Ansonsten entwickelt Bora Dagtekin seine Charaktere scheinbar unspektakulär entlang von Pubertätsproblemen und Beziehungsdreiecken – ein alter Serientrick, um langweiliger Harmonie vorzubeugen und nebenbei die wirklich interessanten Geschichten zu erzählen. Folgerichtig kündigt die Vorschau auf die zweite Staffel für fast jede der Hauptfiguren eine problematische Liebesgeschichte an. Die Liaison zwischen den neuen Geschwistern Lena und Cem, die sich zum Ende der ersten Staffel abzeichnete, wird weiter von Lenas psychisch labilem Freund Axel verhindert, Yagmur wird einen Verehrer bekommen, und der geplanten deutsch-türkischen Hochzeit der Schneider-Öztürks wird Doris’ Exfreund Markus entgegentreten.

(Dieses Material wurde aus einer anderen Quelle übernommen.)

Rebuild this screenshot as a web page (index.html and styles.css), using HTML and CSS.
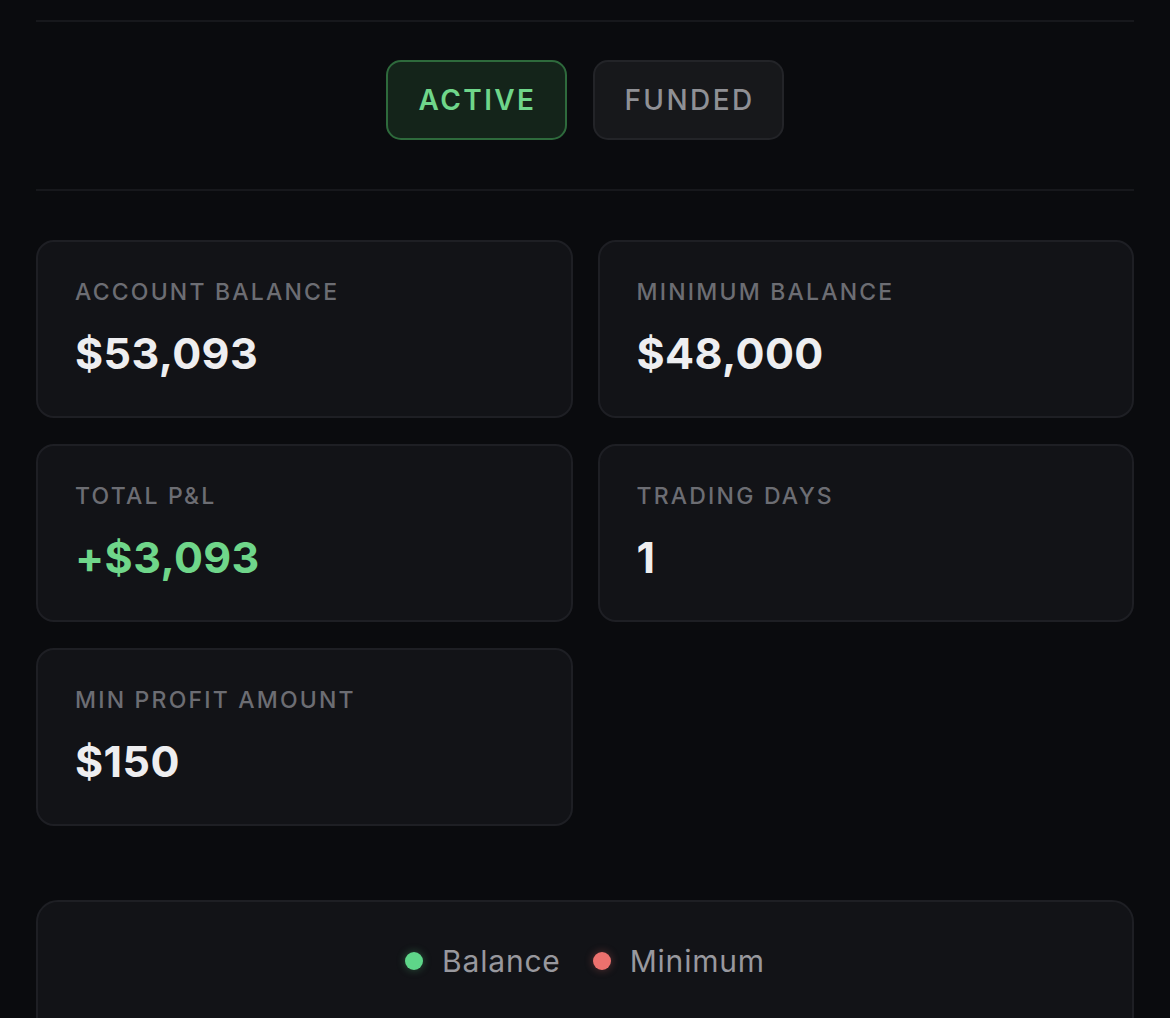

Vielleicht gelingt es Türkisch für Anfänger diesmal sogar, die Zuschauer zu überzeugen. Die erste Staffel, die vor einem Jahr im Vorabendprogramm der ARD lief, folgte noch dem Stromberg -Paradigma: Die Kritik feierten sie euphorisch, die Einschaltquoten waren niedrig. Trotzdem wurden der Serie nun 24 neue Folgen spendiert – eine Größenordnung, wie sie sonst nur bei erfolgreichen US-Sitcoms üblich ist.

Die zweite Staffel läuft ab dem 27. März dienstags bis freitags um 18.50 Uhr in der ARD.